Creepy Things

by Karen J Mossman

I’m not a fan of horror or paranormal. I get spooked easily and have a very active imagination. As a teenager I would be plagued by nightmares for weeks. As I grew up I knew to stay away from anything that would frighten me. Recently, I watched Gogglebox, a TV programme that features people watching television. It’s their reactions and discussions about the what they are watching that make it interesting and funny. It showed them watching The Haunting of Hill House. I found it terrifying and I only saw bits of it!

There are lots of scary horror books on the market, and plenty of people who love a good horror film. Why would a perfectly sensible and normal human being enjoy being scared? If that’s you, perhaps you could comment below and tell me why you like it and why it doesn’t give you nightmares as it does me.

I once wrote a story called Embers of Webster Street and it was about a girl dealing with her mum who suffers from dementia. It’s heart-breaking seeing someone you love forgetting things, and not even recognising her family.

My Nana showed signs of it for years before we recognised what it was. We thought she was just a bit batty. Because Nana was always a little eccentric, she was forever the joker, keeping us entertained with her silly antics. I remember the turning point when we finally knew something had changed. She was getting out of the car one day, and struggled, stumbling a little. We laughed, as we normally did, and instead of making a joke about it, she asked if we were laughing at her.

My Auntie Mavis took her in when she could no longer care for herself. She looked after her for years and it became more and more difficult. Being a carer is very much in the media spotlight, but back in the eighties we didn’t understand what it really meant and all that Mavis did. Occasionally stories came back through mum after her phone calls to her sister. Nana had blurted out swear words or refused to get dressed.  It was a very difficult time. Eventually Mavis had no choice but to let her go into hospital and by this time Nana had stopped talking altogether.

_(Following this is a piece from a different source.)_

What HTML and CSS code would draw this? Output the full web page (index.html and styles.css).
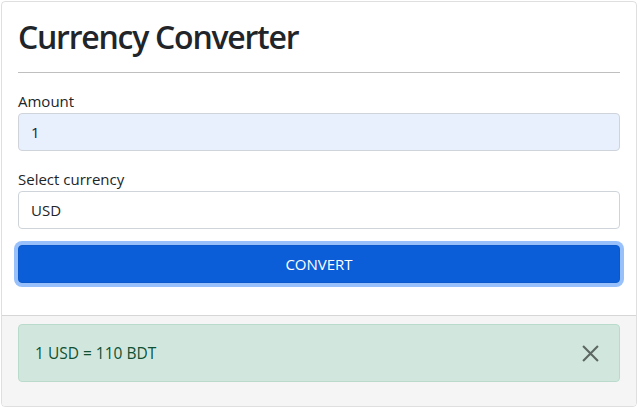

My sister and I went to visit. She was no longer the person we knew. She was just a shell with nothing inside. She had no idea who we were, and I don’t think she even knew where she was. It was the strangest thing because although she looked like Nana, the same face and the Nana who was funny and who never stopped talking, this person stared with blank eyes. It was heart-breaking, it really was.

In the Embers of Webster Street, dementia was the main topic.  Only something happened as I was writing, my pen took on a life of its own. It was supposed to tell the story of Jen, who felt tremendous guilt at having to put her mum in a home. Instead it introduced the ghosts of all the people who had lived in the family home before they did. It brought in a twin sister with problems of her own.  Their mum could never accept that Jen saw things and it was the undoing of her.

This turned out to be the first of paranormal stories I suddenly found I loved to write

Screen Shot 2019-07-15 at 16.02.59

It is one of the stories featured in The Magic of Stories, a collection of short stories, articles, poetry, flash fiction, and shorts.

I found my pen wandered in all sorts of directions as I wrote this book. It turned into an eclectic collection of different genres.

Like Embers of Webster Street, many of the stories were taken from real life situations.

Happy reading!

One of the other stories in the book is They Came For Him. This was based on my Dad once telling me to keep away from Ouija boards.